Рядом со мной — белый парашют, сильно надутый ветром пузырь. Первое желание — поскорей убежать от него: теперь он — мой враг, мой предатель. При свете ракет и пожаров сверкает, проклятый, наподобие кучи снега под солнцем и виден, конечно, далеко-далеко. Бежать от него, скорей бежать!
Но сперва надо погасить его. Надутый ветром парашют сильно рвется от меня, и, если не погасить его, я не сумею сбросить подвесные ремни. Тогда парашют может помчать меня по прихоти ветра, замчит куда-нибудь и погубит. Я знаю такие печальные истории: во время ученья одного нашего солдата, уже приземлившегося, парашют занес на лесную вырубку, долго — с километр — волочил там и, торкая о пни, забил насмерть; другого, тоже после приземления, заволок в реку, и солдат утонул.
Надо погасить и быстро захоронить парашют.
Быстро подбираю с одной стороны стропы парашюта. Он постепенно опадает, опадает и наконец гаснет совсем, вместо высокого надутого пузыря остается небольшое плоское белое пятно.
4
Товарищей нет, надо выпутываться одному. Меня тянет в деревню. Туда немцы увели кого-то ночью. Вряд ли я смогу помочь схваченным, но меня тянет туда неодолимо, и если я не пойду, у меня на всю жизнь останется сознание непростимой вины.
Мне знакомо это. У меня есть бабушка Авдотья Терентьевна, по-деревенски Авдоха, которая возилась со мной гораздо больше матери. Она выкачала меня в зыбке, забавляла и пугала сказками, ко мне подходит вполне «бабушкин сынок», как называют таких в деревне. Раньше и сейчас еще главная воспитательная сила в наших подмосковных деревнях — бабушки. Детских яслей и садов не хватает. А матери покормят младенцев грудью пять — семь месяцев и сдают целиком бабушкам, на коровье молоко и кашу. Сами уходят либо в колхозную работу, уходят целиком, либо уходят еще дальше — в города, на заводы, фабрики.

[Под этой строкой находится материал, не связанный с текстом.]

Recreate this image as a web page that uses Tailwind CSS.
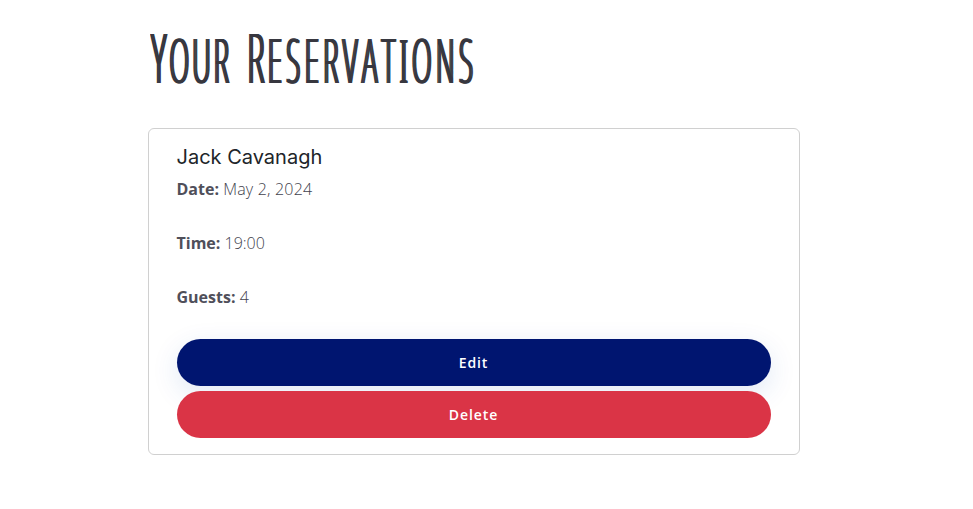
<!DOCTYPE html>
<html lang="en"><head><meta charset="utf-8"><title>Your Reservations</title>
<script src="https://cdn.jsdelivr.net/npm/@tailwindcss/browser@4"></script></head>
<body class="bg-white font-['Open_Sans',sans-serif] text-[#4f4f5a] overflow-hidden">
<main class="ml-[148px] w-[652px] pt-[23px]">
<h1 class="h-[105px] pl-[2px] whitespace-nowrap text-[#37373f]"><span class="inline-block origin-left scale-x-[0.42] text-[68px] leading-[68px] font-light tracking-[7.5px] [text-shadow:2px_0_currentColor,4px_0_currentColor,6px_0_currentColor]"><span>Y</span><span class="text-[61px]">OUR</span><span class="tracking-[19px]"> </span><span>R</span><span class="text-[61px] tracking-[10.5px]">ESERVAT<span class="font-['Noto_Sans',sans-serif]">I</span>ONS</span></span></h1>
<section class="h-[327px] rounded-[6px] border border-[#d0d0d0] px-7 pt-4">
<h2 class="-ml-[0.5px] font-['Inter',sans-serif] text-[20px] leading-6 text-[#212529]">Jack Cavanagh</h2>
<div class="-ml-[0.5px] mt-2 flex flex-col gap-[30px] text-[16px] leading-6 font-light text-[#42424d]">
<p><strong class="font-bold text-[#4f4f5a]">Date:</strong> <span class="tracking-[0.2px]">May 2, 2024</span></p>
<p><strong class="font-bold text-[#4f4f5a]">Time:</strong> 19:00</p>
<p><strong class="font-bold text-[#4f4f5a]">Guests:</strong> 4</p>
</div>
<div class="mt-[30px] flex flex-col gap-[5px] text-[14px] font-semibold tracking-[0.9px] text-white">
<button class="h-[47px] rounded-full bg-[#001570] pr-[1px] shadow-[0_8px_28px_rgba(20,70,170,0.12)]">Edit</button>
<button class="relative h-[47px] rounded-full bg-[#da3446] pr-[1px]">Delete</button>
</div>
</section>
</main></body></html>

Таким же порядком шло и в нашей семье. Отец с матерью работали на кирпичном заводе в двадцати километрах от деревни, а ребятишек подкидывали бабушке. Двоих, по словам бабушки, прибрал господь — унесла какая-то желудочная болезнь. Вживе из нового поколения Корзинкиных остался один я.

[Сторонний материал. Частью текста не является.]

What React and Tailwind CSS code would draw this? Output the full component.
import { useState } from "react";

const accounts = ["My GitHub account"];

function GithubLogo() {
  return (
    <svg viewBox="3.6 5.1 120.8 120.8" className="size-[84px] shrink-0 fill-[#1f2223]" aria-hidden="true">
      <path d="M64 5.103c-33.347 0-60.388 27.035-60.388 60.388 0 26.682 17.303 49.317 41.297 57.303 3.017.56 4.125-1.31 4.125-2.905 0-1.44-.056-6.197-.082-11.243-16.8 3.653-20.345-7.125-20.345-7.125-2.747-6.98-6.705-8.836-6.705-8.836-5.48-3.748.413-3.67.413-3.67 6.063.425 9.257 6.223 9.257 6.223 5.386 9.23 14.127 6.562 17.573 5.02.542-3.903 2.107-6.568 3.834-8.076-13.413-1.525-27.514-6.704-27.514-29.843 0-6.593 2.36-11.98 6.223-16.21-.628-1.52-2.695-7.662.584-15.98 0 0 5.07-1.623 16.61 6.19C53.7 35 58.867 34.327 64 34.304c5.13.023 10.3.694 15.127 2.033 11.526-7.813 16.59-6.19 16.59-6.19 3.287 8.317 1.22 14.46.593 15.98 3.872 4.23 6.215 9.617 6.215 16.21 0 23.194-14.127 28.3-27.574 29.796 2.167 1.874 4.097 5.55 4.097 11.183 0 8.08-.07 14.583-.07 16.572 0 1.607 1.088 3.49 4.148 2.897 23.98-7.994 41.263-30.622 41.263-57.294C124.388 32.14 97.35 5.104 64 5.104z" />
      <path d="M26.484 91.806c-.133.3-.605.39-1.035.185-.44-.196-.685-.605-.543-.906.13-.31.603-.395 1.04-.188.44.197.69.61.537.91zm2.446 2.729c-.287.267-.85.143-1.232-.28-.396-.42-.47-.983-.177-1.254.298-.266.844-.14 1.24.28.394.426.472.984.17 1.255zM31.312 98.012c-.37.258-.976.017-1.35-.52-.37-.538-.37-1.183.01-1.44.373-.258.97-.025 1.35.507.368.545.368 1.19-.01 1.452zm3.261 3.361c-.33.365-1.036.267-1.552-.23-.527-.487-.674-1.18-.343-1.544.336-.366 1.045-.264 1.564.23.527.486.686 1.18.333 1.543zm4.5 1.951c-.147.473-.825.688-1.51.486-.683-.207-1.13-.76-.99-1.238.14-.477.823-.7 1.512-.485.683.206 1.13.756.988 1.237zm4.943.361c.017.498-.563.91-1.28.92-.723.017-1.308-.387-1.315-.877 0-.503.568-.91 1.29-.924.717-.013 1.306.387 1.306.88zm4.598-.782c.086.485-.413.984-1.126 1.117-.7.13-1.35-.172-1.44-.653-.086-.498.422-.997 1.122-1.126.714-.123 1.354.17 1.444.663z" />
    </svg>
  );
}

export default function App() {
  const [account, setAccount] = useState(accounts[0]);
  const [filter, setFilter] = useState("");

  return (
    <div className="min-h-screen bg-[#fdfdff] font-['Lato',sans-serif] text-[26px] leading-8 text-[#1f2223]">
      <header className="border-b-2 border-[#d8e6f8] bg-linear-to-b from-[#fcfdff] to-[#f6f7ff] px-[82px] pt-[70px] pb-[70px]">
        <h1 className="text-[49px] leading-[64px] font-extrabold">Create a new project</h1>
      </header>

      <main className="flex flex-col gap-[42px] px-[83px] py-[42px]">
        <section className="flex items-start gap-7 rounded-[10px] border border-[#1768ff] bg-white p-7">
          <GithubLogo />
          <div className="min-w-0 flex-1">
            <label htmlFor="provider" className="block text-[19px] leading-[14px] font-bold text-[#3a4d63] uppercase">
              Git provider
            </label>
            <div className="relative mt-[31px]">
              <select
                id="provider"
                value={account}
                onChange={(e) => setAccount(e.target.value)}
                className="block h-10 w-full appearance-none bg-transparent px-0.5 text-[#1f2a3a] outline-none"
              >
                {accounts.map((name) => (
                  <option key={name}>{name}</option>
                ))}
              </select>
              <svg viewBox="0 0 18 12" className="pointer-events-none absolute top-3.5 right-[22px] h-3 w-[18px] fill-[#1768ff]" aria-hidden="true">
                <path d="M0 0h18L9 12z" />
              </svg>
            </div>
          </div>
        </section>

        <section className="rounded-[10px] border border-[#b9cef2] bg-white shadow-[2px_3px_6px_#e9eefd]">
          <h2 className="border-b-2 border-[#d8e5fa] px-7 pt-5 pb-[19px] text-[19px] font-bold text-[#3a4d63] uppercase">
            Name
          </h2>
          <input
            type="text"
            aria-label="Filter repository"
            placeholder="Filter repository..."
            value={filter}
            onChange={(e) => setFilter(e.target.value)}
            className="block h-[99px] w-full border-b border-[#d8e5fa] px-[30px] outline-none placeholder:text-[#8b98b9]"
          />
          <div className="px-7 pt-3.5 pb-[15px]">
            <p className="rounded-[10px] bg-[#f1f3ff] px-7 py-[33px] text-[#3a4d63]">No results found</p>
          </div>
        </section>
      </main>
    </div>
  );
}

Жили мы с бабушкой вдвоем. Дедушку убили в первой мировой войне. На намять о нем осталось несколько фотографий, которые висели на стене и сильно выцвели. Я не видал дедушку живого, и фотографии не вызывали во мне никаких чувств — ни жалости, ни печали, ни любопытства. Да и бабушка вспоминала дедушку не часто и уже спокойно, без слез, примирившись с его преждевременной смертью и своим ранним вдовством, примирившись как с обязательным, неизбежным, общерусским горем. Сейчас трудно найти русскую семью, где бы не было убитого в трех последних войнах — первой мировой, гражданской и второй мировой, которую ведем. Семьи, потерявшие одного, считаются счастливыми, в других убито по двое, по трое.
Жили мы с бабушкой, на мой тогдашний взгляд, замечательно. У нас был свой дом, свое поле, свой огород, свой сад, своя корова Звездочка, рыжая, с белым пятнышком на лбу, за что и окрестили Звездочкой, свои овцы с ягнятами, свинья с поросятами, куры с цыплятами и сторож всего этого — серый кобель Полкан.
5
Над моим оврагом появился немецкий самолет-разведчик. Мне надо поскорей убираться отсюда, спать нельзя.

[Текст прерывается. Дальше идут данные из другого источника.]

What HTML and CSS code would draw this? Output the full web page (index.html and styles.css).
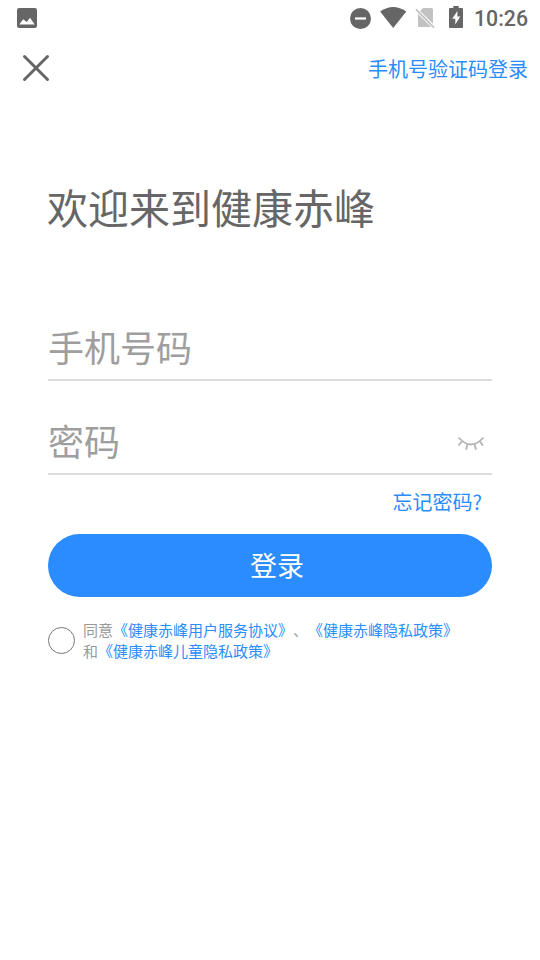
FILE: index.html
```
<!DOCTYPE html>
<html lang="zh-CN">
<head>
<meta charset="UTF-8">
<title>登录</title>
<link rel="stylesheet" href="styles.css">
</head>
<body>
<div class="status">
  <svg class="status-photo" width="20" height="20" viewBox="0 0 20 20"><path fill="#666" fill-rule="evenodd" d="M2.2 0h15.6Q20 0 20 2.2v15.6q0 2.2-2.2 2.2H2.2Q0 20 0 17.800V2.200Q0 0 2.200 0ZM2.300 16.600h15.400L13 9.800 9.800 14 6.200 11.200Z"/></svg>
  <div class="status-icons">
    <svg width="22" height="22" viewBox="0 0 22 22"><circle cx="10.500" cy="11.500" r="10.500" fill="#666"/><path d="M5 11.500h11" stroke="#fff" stroke-width="2.200"/></svg>
    <svg class="wifi" width="28" height="22" viewBox="0 0 28 22"><path fill="#666" d="M1.100 4.600Q14.200-4.600 27.300 4.600L14.200 21Z"/></svg>
    <svg class="sim" width="20" height="22" viewBox="0 0 20 22"><path fill="#c2c2c2" d="M8 1h8.500Q18 1 18 2.500v14.300L5 4ZM3 7 16.200 20H4.600Q3 20 3 18.500Z"/><path d="M1 2.300 19 20.600" stroke="#c2c2c2" stroke-width="1.700"/></svg>
    <svg class="battery" width="14" height="22" viewBox="0 0 14 22"><path fill="#666" d="M4.300 0h5.400v2H13q1 0 1 1v18q0 1-1 1H1q-1 0-1-1V3q0-1 1-1h3.300Z"/><path fill="#fff" d="M8.400 5 3.200 12.800h3.100v5.700l5-8H8.400Z"/></svg>
    <span class="clock">10:26</span>
  </div>
</div>
<header class="header">
  <svg width="28" height="28" viewBox="0 0 28 28"><path d="M2.500 2.500 25.500 25.500M25.500 2.500 2.500 25.500" stroke="#666" stroke-width="3" stroke-linecap="round"/></svg>
  <a class="link">手机号验证码登录</a>
</header>
<main class="content">
  <h1 class="title">欢迎来到健康赤峰</h1>
  <div class="field">手机号码</div>
  <div class="field field-password">
    <span>密码</span>
    <svg class="eye" width="28" height="16" viewBox="0 0 28 16" fill="none" stroke="#b3b3b3" stroke-width="1.800" stroke-linecap="round"><path d="M2 2Q14 15 26 2M5.200 5 2 9M10.500 8.200 9.200 13M17.500 8.200 18.800 13M22.800 5 25.500 9"/></svg>
  </div>
  <a class="link forgot">忘记密码?</a>
  <div class="button">登录</div>
  <div class="agree">
    <span class="radio"></span>
    <p class="terms">同意<a>《健康赤峰用户服务协议》</a>、<a>《健康赤峰隐私政策》</a><br>和<a>《健康赤峰儿童隐私政策》</a></p>
  </div>
</main>
</body>
</html>
```
FILE: styles.css
```
* { box-sizing: border-box; }
body {
  margin: 0;
  height: 960px;
  background: #fff;
  color: #666;
  font-family: "Noto Sans CJK SC", sans-serif;
}
svg { display: block; flex: none; }
.status {
  display: flex;
  justify-content: space-between;
  height: 36px;
  padding: 0 12px 0 17px;
}
.status-photo { margin-top: 8px; }
.status-icons { display: flex; align-items: flex-start; padding-top: 7px; }
.wifi { margin-left: 7px; }
.sim { margin-left: 8px; }
.battery { margin: -1px 11px 0 14px; }
.clock {
  width: 54px;
  font-family: Roboto, sans-serif;
  font-size: 21.3px;
  font-weight: 500;
  line-height: 24px;
  text-align: right;
}
.header {
  display: flex;
  align-items: center;
  justify-content: space-between;
  height: 64px;
  padding: 0 12px 0 22px;
}
.link {
  color: #2a8cff;
  font-size: 20px;
  line-height: 30px;
}
.header .link { padding-top: 2px; }
.content {
  display: flex;
  flex-direction: column;
  padding: 76px 48px 0;
}
.title {
  margin: 0 0 77px -1px;
  font-size: 41px;
  font-weight: 400;
  line-height: 60px;
}
.field {
  display: flex;
  align-items: center;
  justify-content: space-between;
  height: 68px;
  border-bottom: 2px solid #dcdcdc;
  color: #9e9e9e;
  font-size: 36px;
  line-height: 54px;
}
.field-password { margin-top: 26px; padding-right: 7px; }
.eye { margin-top: 8px; }
.forgot {
  align-self: flex-end;
  margin: 12px 10px 0 0;
}
.button {
  height: 63px;
  margin-top: 17px;
  padding-left: 14px;
  border-radius: 32px;
  background: #2a8cff;
  color: #fff;
  font-size: 27px;
  line-height: 62px;
  text-align: center;
}
.agree { display: flex; align-items: flex-start; margin-top: 22px; }
.radio {
  width: 27px;
  height: 27px;
  margin: 8px 8px 0 0;
  border: 1px solid #777;
  border-radius: 50%;
}
.terms {
  margin: 0;
  color: #999;
  font-size: 15px;
  line-height: 21px;
  white-space: nowrap;
  text-spacing-trim: space-all;
}
.terms a { color: #2a8cff; }
```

Разгорелось солнце, и сиреневый лес обратился в золотой. Набежало на солнце облако — лес окутался зыбкой, текучей дымкой. Красуется, меняет наряды, как девушка на выданье. Нет ему никакого дела до нашей войны.
Поднимаюсь на другой скат оврага. И здесь неширокой опушкой стоит сильно обдутый, поределый кустарник. Дальше — поля: то белесые, сжатые, с копнами пшеницы, то зелено-желтые — неубранный табак или кукуруза.
За полями стоит, поколыхиваясь, высокий частокол сизых дымков — топят печи в каком-то населенном пункте за увалом. День будний, а поля и дороги почему-то пустые, праздничные.
Над кустарником вблизи меня поднимается несколько больших дубов. Снимаю вещмешок, тяжелое обмундирование и взбираюсь на дуб, который поветвистей и полиствяней. Мне надо увидеть лес, где назначен нам сбор.